Budget brings bad news for supercars, maybe
In what may be a costly error in this year's Union budget, a so far seemingly unintentional change in the definition of Complete Knocked Down (CKD) unit or vehicles -- where parts are imported and then assembled -- promises to disrupt production of cars in the country, throwing the industry in disarray. Sumant Banerji reports.autos Updated: Mar 01, 2011 00:36 IST
In what may be a costly error in this year's Union budget, a so far seemingly unintentional change in the definition of Complete Knocked Down (CKD) unit or vehicles -- where parts are imported and then assembled -- promises to disrupt production of cars in the country, throwing the industry in disarray.
The new definition in the budget disallows manufacturers a concessional 10% import duty for cars and mobikes where either the engine, gearbox, transmission or chasis come in as a pre assembly form. Effectively, this would increase import duty on cars as varied as a Hyundai i20 diesel, Toyota Innova to a top of the line BMW 5 series, to 60%, making them way more expensive.

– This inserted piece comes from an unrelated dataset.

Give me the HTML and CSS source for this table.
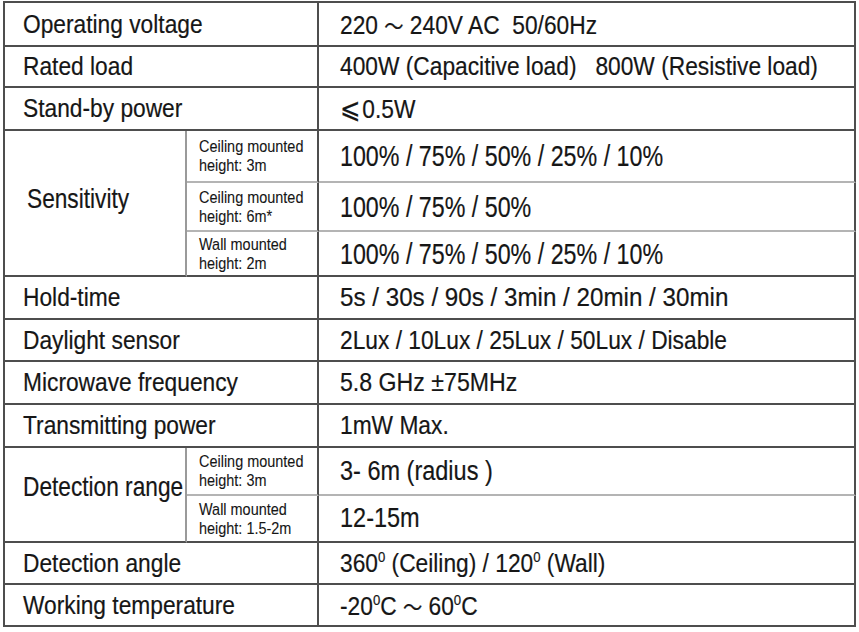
FILE: index.html
```html
<!DOCTYPE html>
<html>
<head>
<meta charset="utf-8">
<link rel="stylesheet" href="styles.css">
</head>
<body>
<div class="spec">
  <div class="cell label wide"><span class="t lbl">Operating voltage</span></div>
  <div class="cell value"><span class="t val">220 <span class="wave">～</span> 240V AC&nbsp; 50/60Hz</span></div>

  <div class="cell label wide"><span class="t lbl">Rated load</span></div>
  <div class="cell value"><span class="t val">400W (Capacitive load)&nbsp;&nbsp; 800W (Resistive load)</span></div>

  <div class="cell label wide"><span class="t lbl">Stand-by power</span></div>
  <div class="cell value"><span class="t val"><span class="leq">⩽</span>0.5W</span></div>

  <div class="cell label group sens"><span class="t grp">Sensitivity</span></div>
  <div class="cell sub inner"><span class="t small">Ceiling mounted<br>height: 3m</span></div>
  <div class="cell value inner"><span class="t big">100% / 75% / 50% / 25% / 10%</span></div>
  <div class="cell sub inner"><span class="t small">Ceiling mounted<br>height: 6m*</span></div>
  <div class="cell value inner"><span class="t big">100% / 75% / 50%</span></div>
  <div class="cell sub"><span class="t small">Wall mounted<br>height: 2m</span></div>
  <div class="cell value"><span class="t big">100% / 75% / 50% / 25% / 10%</span></div>

  <div class="cell label wide"><span class="t lbl">Hold-time</span></div>
  <div class="cell value"><span class="t val hold">5s / 30s / 90s / 3min / 20min / 30min</span></div>

  <div class="cell label wide"><span class="t lbl">Daylight sensor</span></div>
  <div class="cell value"><span class="t val">2Lux / 10Lux / 25Lux / 50Lux / Disable</span></div>

  <div class="cell label wide"><span class="t lbl">Microwave frequency</span></div>
  <div class="cell value"><span class="t val freq">5.8 GHz ±75MHz</span></div>

  <div class="cell label wide"><span class="t lbl">Transmitting power</span></div>
  <div class="cell value"><span class="t val">1mW Max.</span></div>

  <div class="cell label group det"><span class="t grp">Detection range</span></div>
  <div class="cell sub inner"><span class="t small">Ceiling mounted<br>height: 3m</span></div>
  <div class="cell value inner"><span class="t mid">3- 6m (radius )</span></div>
  <div class="cell sub"><span class="t small">Wall mounted<br>height: 1.5-2m</span></div>
  <div class="cell value"><span class="t mid">12-15m</span></div>

  <div class="cell label wide"><span class="t lbl">Detection angle</span></div>
  <div class="cell value"><span class="t val">360<sup>0</sup> (Ceiling) / 120<sup>0</sup> (Wall)</span></div>

  <div class="cell label wide"><span class="t lbl">Working temperature</span></div>
  <div class="cell value"><span class="t val">-20<sup>0</sup>C <span class="wave">～</span> 60<sup>0</sup>C</span></div>
</div>
</body>
</html>
```

FILE: styles.css
```css
html, body {
  margin: 0;
  padding: 0;
  background: #ffffff;
}

body {
  padding: 1px 0 0 3px;
  font-family: "Liberation Sans", Arial, sans-serif;
  color: #161616;
}

.spec {
  display: grid;
  width: 853px;
  box-sizing: border-box;
  grid-template-columns: 182px 132px 537px;
  grid-template-rows: 44px 41px 43px 52px 49px 45px 43px 42px 43px 43px 48px 47px 42px 42px;
  border-top: 2px solid #4e4e4e;
  border-left: 2px solid #4e4e4e;
}

.cell {
  box-sizing: border-box;
  border-right: 2px solid #4e4e4e;
  border-bottom: 2px solid #4e4e4e;
  display: flex;
  align-items: center;
  overflow: hidden;
  white-space: nowrap;
}

.label {
  padding-left: 18px;
}

.wide {
  grid-column: span 2;
}

.group {
  border-right: 2px solid #9a9a9a;
  padding-left: 22px;
}

.sens {
  grid-row: span 3;
  padding-bottom: 8px;
}

.det {
  grid-row: span 2;
  padding-left: 18px;
  padding-bottom: 16px;
}

.sub {
  padding-left: 12px;
}

.value {
  padding-left: 21px;
}

.inner {
  border-bottom: 2px solid #b4b4b4;
}

.t {
  display: inline-block;
  transform-origin: left center;
  -webkit-text-stroke: 0.2px #161616;
}

.lbl {
  font-size: 26px;
  transform: scaleX(0.875);
}

.val {
  font-size: 26px;
  transform: scaleX(0.875);
}

.val.hold {
  transform: scaleX(0.93);
}

.val.freq {
  transform: scaleX(0.89);
}

.big {
  font-size: 30px;
  transform: scaleX(0.775);
}

.mid {
  font-size: 27px;
  transform: scaleX(0.87);
}

.grp {
  font-size: 28px;
  transform: scaleX(0.81);
}

.small {
  font-size: 17px;
  line-height: 19px;
  transform: scaleX(0.85);
  -webkit-text-stroke: 0.1px #161616;
}

.wave {
  font-family: "Noto Sans CJK SC", "DejaVu Sans", sans-serif;
  font-size: 22px;
}

.leq {
  font-family: "DejaVu Sans", sans-serif;
  font-size: 28px;
  margin-right: 2px;
}

sup {
  font-size: 15px;
  vertical-align: 10px;
  line-height: 0;
}
```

While car manufacturers went into a shell, apex industry body Society of Indian Automobile Manufacturers (SIAM) said it would seek a clarification from the government.
"It appears very restrictive and all CKD cars in the country would get badly impacted," said a senior SIAM official after a hurriedly convened executive committee meeting in the evening. "To us, it seems to be an error leading to misinterpretation. But if this is deliberate, then everybody would have to change their production plan causing a disruption that may carry on for months."
The worst affected could be the big three of the luxury car segment, BMW, Audi and Mercedes, who either import Complete Built Units (CBU) or produce cars under the CKD route. The three firms witnessed stratospheric growth in sales of upto 70% in 2010, as they expanded their product range and started assembling more cars in India.
With confusion all around and no clarifications in the offing, Mercedes and Audi refused to comment while BMW said it would wait for further clarifications. Meanwhile, the fate of their cars like the BMW 3 and 5 series, Mercedes C and E Class and Audi A4 and A6, besides many others, hangs in balance.